In Iran, again, the dominant question is the relationship between fundamentalist Muslims and secular Muslims. In that polarity, there's also the role of Jews and Armenian Christians and Zoroastrians. So again, it's topic number one. It's not defined the way it's defined here, but "Can the religions get along?" is the most important question for all people.

In addition to those places in your book, it seems like it's the defining question for people everywhere.
I think it is. There are 200 million Muslims in Indonesia. They don't care where the borders are drawn between Bethlehem and Jerusalem. Half the world's population are one of these three Abrahamic faiths. We tend to define interfaith relations through the political prism of the Middle East. But certainly when you go to Pakistan, India, Sudan, Nigeria, they're all dealing with the same question.

You've been to that area of the world so many times. Was there anything in your travels this time that really surprised you? The first time I went to Turkey for "Walking the Bible" and encountered the Epic of Gilgamesh, and the fact that Gilgamesh is very similar to the story of Noah, I was destabilized by it. This time, when I went back, whenever I encountered things like rivers in the Garden of Eden, or stories of boys fighting giants in other cultures, I was cheered by it. It took me a while to figure out why it was now so rewarding.
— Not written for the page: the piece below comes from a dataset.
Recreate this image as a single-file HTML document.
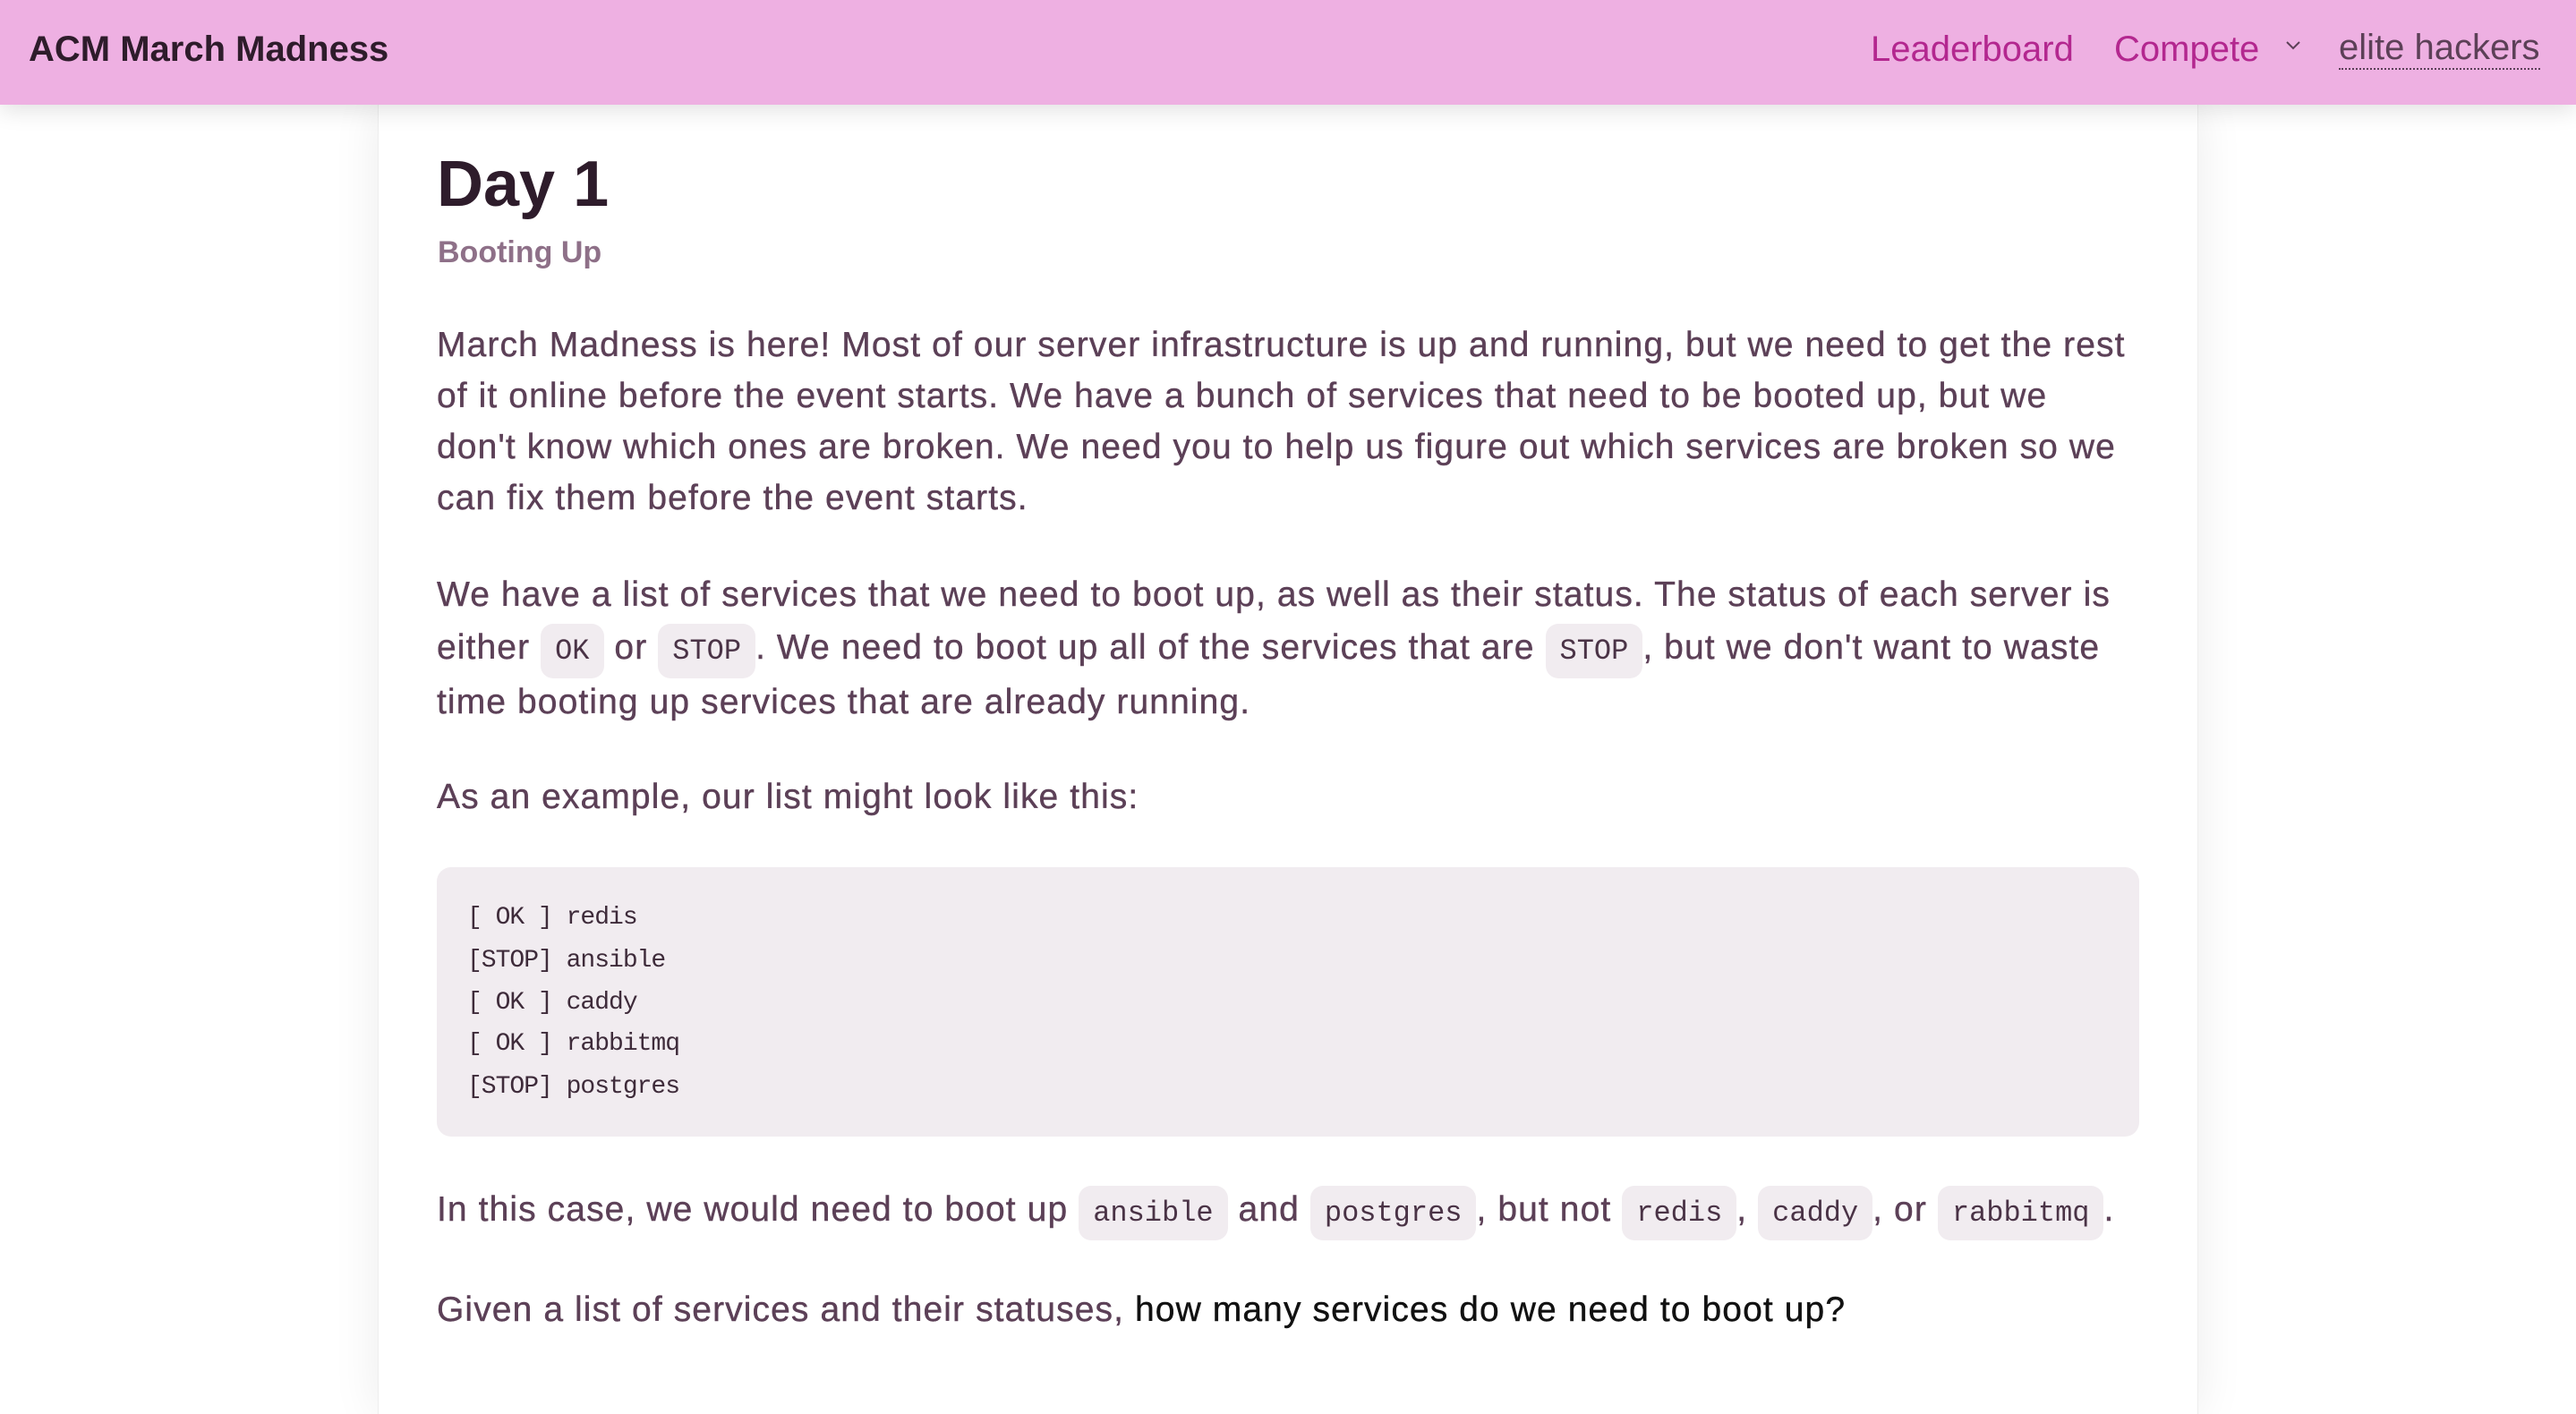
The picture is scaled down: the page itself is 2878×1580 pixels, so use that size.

I think the most surprising thing I found was that it meant that at the birth moment of western faith, all of these cultures were in dialogue with one another. Suddenly I understood the idea of darkness and light, that comes from Zoroastrianism. The idea of human rights and respecting other people, that comes from Cyrus in Ancient Persia. The idea of building a tower to God, like the tower of Babel, comes from the ziggurats of Ancient Mesopotamia. I concluded that the Bible is trying to send us a message. The biblical story is in dialogue with the other stories of its time. And if the Bible can be in dialogue with other cultures, why can't the people who are descendants of the Bible be in dialogue with other cultures?